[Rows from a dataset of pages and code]
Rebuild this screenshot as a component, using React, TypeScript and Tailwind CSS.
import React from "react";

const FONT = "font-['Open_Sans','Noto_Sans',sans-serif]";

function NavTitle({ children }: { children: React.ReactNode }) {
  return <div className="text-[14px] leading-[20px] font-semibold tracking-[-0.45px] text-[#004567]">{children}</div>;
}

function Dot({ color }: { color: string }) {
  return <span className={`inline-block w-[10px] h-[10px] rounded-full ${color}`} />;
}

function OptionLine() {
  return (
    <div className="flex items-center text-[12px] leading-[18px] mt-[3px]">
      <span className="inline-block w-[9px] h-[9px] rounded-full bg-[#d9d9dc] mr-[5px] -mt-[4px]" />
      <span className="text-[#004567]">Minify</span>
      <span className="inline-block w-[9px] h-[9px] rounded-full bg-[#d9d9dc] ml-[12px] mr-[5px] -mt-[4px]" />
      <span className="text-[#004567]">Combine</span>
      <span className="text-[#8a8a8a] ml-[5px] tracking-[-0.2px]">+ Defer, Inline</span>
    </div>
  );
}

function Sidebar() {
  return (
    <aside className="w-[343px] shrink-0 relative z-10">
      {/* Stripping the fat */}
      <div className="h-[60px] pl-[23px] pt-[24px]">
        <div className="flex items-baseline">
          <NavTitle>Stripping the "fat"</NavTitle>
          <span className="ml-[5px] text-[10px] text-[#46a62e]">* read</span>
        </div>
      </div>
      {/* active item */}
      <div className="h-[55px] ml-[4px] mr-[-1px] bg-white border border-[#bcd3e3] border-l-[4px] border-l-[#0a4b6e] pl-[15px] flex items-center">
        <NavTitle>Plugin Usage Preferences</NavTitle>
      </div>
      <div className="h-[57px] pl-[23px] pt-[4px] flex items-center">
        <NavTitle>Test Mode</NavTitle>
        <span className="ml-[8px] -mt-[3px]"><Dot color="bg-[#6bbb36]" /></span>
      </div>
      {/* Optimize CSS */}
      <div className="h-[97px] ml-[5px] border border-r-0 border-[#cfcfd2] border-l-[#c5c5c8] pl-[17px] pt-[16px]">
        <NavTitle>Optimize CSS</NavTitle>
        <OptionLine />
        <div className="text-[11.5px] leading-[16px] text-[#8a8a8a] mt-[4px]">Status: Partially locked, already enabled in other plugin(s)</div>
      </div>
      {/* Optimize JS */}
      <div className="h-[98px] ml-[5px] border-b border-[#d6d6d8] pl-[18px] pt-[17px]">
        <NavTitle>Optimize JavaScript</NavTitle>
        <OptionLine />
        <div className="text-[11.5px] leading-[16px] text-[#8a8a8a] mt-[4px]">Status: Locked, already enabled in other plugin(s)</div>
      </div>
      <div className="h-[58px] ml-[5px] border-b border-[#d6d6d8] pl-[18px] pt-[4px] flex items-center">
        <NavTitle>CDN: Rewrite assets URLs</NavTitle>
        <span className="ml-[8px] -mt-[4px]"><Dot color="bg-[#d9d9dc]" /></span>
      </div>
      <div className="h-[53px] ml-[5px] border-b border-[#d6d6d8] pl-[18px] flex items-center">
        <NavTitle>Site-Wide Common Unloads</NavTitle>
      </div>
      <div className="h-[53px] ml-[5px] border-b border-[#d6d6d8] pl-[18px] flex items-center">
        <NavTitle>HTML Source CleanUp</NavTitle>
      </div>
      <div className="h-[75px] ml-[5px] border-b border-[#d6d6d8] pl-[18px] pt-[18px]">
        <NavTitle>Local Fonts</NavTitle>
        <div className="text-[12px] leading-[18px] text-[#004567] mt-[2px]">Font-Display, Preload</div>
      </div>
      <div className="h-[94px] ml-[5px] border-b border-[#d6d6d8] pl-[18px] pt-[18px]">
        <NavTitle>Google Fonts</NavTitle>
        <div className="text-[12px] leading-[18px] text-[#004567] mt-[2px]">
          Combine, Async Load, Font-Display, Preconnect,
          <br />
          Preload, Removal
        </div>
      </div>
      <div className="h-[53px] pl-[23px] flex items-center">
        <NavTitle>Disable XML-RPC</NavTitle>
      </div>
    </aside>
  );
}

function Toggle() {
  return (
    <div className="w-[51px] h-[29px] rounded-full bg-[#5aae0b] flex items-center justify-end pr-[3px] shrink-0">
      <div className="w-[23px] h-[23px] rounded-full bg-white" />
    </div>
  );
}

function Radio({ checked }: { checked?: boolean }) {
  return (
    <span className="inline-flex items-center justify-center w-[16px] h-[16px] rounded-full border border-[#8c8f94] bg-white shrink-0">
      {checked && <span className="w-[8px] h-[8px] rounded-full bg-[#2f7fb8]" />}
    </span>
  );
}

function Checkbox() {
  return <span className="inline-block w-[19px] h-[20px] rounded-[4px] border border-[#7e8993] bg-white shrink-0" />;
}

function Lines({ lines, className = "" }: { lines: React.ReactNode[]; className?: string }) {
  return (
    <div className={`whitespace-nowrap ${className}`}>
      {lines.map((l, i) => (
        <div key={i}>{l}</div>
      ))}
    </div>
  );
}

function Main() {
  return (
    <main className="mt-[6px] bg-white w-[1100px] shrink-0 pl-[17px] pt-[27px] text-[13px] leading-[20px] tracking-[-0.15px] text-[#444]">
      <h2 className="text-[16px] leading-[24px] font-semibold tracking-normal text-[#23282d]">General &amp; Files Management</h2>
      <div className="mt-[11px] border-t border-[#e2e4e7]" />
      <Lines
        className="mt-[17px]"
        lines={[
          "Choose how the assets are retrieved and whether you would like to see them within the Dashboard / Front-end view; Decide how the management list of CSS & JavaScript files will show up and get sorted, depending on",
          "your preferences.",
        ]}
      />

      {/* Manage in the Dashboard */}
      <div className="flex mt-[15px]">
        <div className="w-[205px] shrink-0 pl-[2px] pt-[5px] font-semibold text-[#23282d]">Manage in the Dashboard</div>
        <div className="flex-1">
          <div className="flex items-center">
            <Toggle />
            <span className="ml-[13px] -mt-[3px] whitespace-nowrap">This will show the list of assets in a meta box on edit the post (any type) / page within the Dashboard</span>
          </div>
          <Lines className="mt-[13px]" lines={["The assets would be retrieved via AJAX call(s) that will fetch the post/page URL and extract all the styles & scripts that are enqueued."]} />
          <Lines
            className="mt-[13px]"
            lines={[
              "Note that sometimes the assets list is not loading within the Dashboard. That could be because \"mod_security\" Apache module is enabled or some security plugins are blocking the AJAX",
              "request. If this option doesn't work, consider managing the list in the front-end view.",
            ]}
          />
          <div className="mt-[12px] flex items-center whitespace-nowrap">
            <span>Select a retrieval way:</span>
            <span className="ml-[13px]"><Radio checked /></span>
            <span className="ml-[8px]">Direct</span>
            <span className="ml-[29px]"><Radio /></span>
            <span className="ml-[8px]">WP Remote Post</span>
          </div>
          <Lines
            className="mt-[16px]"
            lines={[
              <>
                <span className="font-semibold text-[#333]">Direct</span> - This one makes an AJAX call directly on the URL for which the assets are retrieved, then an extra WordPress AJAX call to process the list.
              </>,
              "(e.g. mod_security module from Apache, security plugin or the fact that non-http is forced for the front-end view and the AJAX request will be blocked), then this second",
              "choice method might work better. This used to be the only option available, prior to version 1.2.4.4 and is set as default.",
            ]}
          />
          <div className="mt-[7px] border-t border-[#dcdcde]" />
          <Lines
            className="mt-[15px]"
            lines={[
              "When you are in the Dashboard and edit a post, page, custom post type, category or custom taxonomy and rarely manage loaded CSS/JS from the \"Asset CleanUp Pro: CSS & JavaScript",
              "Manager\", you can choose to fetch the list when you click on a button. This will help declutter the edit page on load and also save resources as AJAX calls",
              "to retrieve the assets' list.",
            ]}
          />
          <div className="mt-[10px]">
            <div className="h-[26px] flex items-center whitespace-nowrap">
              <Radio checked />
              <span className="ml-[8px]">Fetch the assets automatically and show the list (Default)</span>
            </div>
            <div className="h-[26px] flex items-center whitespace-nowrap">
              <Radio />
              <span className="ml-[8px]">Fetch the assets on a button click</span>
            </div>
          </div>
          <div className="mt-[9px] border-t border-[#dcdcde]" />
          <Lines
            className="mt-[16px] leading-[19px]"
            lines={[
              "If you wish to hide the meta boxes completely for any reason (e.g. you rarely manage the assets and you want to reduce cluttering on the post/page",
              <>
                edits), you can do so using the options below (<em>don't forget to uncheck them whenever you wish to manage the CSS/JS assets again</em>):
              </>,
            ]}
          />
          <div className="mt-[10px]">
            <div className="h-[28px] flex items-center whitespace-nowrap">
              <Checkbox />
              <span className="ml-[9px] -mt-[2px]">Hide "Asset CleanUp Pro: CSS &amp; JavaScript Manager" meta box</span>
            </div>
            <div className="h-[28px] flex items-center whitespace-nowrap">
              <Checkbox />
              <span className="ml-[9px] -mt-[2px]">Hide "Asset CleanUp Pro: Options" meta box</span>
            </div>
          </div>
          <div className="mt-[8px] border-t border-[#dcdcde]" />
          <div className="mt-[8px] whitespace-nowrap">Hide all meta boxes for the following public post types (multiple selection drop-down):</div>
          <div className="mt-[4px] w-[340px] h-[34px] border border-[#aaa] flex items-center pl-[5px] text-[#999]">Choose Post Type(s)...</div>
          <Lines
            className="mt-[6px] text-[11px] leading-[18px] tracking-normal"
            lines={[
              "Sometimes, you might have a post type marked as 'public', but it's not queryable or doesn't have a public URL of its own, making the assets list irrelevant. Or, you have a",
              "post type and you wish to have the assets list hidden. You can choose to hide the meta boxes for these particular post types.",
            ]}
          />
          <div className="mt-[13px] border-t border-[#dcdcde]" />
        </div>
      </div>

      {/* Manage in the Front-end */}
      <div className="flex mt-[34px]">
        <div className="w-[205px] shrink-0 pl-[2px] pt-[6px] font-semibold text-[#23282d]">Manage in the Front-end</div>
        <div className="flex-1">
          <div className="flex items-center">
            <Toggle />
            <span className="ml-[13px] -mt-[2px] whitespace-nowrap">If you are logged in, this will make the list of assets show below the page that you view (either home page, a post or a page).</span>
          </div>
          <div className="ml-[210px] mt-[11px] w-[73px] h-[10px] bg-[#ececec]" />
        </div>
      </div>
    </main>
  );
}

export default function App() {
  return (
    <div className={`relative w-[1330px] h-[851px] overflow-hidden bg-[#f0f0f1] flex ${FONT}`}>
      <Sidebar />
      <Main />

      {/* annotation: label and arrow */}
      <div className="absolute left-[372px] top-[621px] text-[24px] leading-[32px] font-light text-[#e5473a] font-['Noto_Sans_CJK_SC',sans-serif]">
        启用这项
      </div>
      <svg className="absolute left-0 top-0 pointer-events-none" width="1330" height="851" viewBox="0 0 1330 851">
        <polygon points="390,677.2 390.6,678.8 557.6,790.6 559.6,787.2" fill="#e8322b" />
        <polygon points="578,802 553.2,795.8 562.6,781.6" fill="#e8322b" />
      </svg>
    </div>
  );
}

...

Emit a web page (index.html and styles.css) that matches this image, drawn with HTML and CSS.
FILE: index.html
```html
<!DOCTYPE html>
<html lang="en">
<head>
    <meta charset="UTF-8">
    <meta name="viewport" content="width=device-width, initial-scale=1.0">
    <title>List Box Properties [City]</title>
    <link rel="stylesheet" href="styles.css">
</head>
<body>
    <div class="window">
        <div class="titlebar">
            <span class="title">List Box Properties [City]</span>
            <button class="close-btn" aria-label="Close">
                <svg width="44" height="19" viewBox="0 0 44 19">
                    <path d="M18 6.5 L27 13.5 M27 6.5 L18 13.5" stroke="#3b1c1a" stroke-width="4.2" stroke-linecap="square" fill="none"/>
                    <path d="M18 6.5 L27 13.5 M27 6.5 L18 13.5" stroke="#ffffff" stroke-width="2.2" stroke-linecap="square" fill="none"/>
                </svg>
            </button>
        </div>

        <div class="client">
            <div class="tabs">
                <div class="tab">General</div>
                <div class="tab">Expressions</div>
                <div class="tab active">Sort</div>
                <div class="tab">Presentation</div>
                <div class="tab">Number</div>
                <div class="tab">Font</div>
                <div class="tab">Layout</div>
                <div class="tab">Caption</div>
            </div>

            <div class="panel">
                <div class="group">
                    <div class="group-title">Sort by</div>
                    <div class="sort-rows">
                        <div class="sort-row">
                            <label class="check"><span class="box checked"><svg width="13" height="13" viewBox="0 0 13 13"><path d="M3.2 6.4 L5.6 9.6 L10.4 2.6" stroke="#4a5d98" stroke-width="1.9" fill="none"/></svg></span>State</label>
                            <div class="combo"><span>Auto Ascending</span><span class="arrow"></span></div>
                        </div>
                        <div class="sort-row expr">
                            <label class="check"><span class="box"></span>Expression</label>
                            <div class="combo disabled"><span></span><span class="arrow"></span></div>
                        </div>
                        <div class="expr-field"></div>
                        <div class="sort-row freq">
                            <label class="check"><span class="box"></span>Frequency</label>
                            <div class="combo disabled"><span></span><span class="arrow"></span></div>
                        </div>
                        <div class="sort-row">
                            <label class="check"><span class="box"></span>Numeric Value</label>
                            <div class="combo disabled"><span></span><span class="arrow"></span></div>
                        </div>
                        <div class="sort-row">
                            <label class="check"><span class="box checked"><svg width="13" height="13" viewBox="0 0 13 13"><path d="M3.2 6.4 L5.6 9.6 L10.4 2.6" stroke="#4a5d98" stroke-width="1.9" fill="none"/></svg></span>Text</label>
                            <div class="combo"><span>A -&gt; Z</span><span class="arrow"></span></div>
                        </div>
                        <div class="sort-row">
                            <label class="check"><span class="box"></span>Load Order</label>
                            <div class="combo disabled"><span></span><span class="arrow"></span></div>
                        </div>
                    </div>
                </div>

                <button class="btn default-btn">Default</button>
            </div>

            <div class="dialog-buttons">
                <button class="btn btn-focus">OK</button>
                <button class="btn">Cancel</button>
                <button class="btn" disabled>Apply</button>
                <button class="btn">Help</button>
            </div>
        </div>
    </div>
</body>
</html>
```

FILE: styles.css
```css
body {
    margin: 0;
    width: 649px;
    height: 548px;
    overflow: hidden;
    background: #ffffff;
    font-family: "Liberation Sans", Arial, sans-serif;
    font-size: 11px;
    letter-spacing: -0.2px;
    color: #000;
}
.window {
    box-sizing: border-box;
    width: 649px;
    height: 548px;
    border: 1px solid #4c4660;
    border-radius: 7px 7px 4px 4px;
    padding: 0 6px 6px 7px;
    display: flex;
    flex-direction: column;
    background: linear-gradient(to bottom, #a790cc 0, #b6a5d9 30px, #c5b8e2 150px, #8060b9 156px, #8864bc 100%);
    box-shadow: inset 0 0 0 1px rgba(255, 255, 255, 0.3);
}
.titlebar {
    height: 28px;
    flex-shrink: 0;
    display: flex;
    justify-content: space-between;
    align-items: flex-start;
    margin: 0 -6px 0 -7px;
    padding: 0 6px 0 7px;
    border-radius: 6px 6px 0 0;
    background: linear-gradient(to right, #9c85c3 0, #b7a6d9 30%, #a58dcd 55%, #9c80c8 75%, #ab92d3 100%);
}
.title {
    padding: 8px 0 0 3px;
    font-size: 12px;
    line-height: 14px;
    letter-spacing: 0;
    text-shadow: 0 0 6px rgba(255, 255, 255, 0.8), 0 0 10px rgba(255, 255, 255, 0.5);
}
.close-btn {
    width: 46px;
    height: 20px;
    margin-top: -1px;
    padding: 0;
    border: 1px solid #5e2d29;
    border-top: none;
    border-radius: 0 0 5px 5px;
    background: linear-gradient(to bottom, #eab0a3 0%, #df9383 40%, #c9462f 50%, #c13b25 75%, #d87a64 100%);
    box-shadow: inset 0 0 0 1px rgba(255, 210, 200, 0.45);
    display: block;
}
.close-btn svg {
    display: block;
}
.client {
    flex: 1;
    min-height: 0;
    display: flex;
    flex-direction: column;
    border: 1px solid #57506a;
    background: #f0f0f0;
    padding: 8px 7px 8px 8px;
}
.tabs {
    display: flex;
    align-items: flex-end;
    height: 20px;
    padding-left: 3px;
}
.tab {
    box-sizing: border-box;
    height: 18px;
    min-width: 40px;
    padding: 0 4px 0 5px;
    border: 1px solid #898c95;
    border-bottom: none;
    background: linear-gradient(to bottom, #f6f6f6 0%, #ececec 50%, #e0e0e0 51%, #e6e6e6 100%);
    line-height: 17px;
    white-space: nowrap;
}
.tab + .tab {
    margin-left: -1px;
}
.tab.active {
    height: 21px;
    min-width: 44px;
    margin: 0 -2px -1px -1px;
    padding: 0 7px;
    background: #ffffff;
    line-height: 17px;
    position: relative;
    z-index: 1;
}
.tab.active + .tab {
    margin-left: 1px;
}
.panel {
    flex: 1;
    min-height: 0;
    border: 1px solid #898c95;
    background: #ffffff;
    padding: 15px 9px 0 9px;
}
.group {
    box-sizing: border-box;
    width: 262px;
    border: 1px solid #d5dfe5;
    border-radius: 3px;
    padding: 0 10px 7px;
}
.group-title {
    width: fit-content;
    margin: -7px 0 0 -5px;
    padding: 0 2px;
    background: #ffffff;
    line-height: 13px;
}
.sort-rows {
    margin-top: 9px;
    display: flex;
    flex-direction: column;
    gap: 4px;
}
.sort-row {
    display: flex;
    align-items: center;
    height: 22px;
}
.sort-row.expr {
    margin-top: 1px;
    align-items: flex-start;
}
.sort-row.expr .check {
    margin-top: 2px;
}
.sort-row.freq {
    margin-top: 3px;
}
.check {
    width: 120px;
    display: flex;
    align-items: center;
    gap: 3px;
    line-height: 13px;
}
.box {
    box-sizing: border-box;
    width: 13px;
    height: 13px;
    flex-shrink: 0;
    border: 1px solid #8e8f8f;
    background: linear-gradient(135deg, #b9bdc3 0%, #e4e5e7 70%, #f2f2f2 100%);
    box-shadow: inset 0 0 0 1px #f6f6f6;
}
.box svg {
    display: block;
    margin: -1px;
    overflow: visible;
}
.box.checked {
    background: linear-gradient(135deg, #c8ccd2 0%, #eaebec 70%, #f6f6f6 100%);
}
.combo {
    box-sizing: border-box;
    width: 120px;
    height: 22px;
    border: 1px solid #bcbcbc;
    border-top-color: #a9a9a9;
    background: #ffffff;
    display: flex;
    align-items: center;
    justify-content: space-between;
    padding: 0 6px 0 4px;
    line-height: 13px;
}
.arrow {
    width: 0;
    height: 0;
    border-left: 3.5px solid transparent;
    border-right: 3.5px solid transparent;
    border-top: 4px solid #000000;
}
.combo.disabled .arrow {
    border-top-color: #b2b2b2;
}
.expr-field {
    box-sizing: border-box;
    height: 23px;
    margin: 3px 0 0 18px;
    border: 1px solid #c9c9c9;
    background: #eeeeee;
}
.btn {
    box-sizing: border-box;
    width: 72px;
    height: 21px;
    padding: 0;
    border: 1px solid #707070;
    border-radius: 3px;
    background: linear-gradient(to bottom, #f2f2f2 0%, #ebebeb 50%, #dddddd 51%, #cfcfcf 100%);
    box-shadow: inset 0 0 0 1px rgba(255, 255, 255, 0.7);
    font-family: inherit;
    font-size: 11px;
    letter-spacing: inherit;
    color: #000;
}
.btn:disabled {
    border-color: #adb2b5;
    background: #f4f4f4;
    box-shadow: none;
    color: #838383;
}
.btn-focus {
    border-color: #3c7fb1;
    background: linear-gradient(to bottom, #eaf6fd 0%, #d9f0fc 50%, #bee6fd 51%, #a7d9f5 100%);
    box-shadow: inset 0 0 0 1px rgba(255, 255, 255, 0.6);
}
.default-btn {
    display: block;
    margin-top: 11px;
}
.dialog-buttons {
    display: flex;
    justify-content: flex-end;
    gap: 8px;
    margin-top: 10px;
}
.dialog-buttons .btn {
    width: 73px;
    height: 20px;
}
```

* * *

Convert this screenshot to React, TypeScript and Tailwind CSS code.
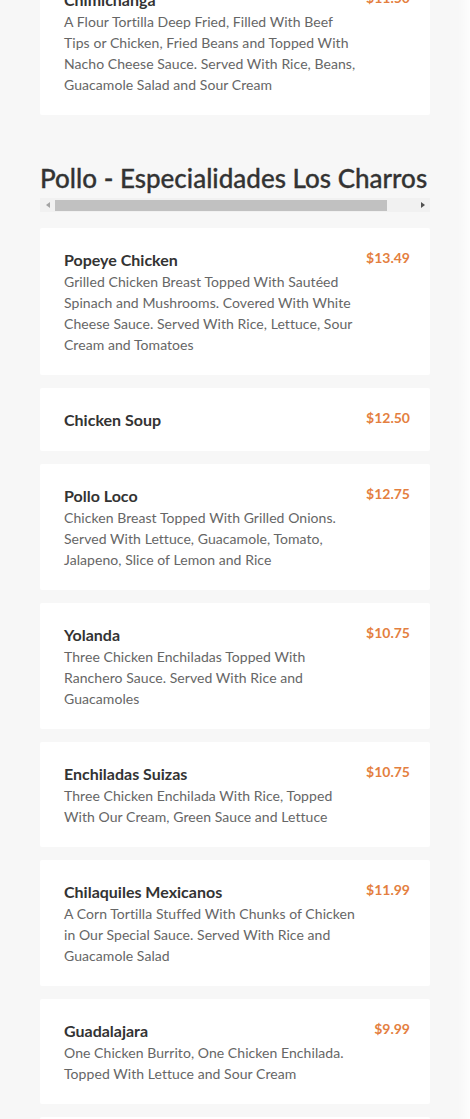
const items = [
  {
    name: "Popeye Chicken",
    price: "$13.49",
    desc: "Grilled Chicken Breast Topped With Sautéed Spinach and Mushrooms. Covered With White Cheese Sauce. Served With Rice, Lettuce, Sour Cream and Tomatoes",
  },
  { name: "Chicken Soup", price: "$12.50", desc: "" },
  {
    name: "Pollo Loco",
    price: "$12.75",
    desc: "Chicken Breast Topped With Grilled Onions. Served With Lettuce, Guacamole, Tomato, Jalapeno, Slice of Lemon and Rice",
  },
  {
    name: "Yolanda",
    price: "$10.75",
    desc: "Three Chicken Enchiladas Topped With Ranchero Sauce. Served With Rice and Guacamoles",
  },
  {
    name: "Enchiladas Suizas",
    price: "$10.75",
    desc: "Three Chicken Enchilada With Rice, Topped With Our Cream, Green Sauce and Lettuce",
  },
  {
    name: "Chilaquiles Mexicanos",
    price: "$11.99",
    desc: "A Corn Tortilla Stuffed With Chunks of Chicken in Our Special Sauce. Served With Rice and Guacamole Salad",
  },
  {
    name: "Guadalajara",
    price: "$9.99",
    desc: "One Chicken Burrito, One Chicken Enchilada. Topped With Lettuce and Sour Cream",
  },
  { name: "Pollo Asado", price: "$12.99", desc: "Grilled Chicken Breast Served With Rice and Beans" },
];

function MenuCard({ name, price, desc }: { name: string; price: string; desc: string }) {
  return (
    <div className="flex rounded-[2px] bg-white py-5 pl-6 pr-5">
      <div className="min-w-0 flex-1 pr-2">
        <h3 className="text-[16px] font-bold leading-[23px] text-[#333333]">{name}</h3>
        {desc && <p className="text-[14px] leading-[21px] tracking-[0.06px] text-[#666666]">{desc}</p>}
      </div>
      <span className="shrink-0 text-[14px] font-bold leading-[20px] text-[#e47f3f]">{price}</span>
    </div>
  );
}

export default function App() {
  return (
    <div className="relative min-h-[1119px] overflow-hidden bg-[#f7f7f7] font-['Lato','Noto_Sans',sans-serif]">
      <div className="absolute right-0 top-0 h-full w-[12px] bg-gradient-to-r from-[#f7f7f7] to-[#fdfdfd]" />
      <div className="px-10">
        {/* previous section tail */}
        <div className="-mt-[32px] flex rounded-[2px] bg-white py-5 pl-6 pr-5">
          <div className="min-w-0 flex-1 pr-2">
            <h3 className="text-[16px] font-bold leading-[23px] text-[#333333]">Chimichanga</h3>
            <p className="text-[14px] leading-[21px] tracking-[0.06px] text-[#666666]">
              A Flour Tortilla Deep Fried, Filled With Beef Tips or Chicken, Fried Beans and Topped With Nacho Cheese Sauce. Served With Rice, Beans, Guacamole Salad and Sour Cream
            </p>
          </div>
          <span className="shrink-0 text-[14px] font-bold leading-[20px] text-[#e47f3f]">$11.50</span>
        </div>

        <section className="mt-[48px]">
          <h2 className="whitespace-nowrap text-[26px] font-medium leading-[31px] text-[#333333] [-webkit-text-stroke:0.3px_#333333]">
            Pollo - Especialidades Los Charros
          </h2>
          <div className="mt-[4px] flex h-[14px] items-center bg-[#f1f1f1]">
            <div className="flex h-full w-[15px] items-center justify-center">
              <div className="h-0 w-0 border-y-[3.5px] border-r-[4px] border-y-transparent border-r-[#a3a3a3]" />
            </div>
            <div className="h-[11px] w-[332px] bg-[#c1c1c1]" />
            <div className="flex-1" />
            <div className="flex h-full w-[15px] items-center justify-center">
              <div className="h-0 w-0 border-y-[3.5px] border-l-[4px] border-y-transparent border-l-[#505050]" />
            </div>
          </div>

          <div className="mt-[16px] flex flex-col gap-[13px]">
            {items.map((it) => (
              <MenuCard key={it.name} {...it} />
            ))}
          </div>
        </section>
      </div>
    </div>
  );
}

Written exercise => Find the lines above that contain the word "TypeScript" and collect them.

Exercise output =>
Rebuild this screenshot as a component, using React, TypeScript and Tailwind CSS.
Convert this screenshot to React, TypeScript and Tailwind CSS code.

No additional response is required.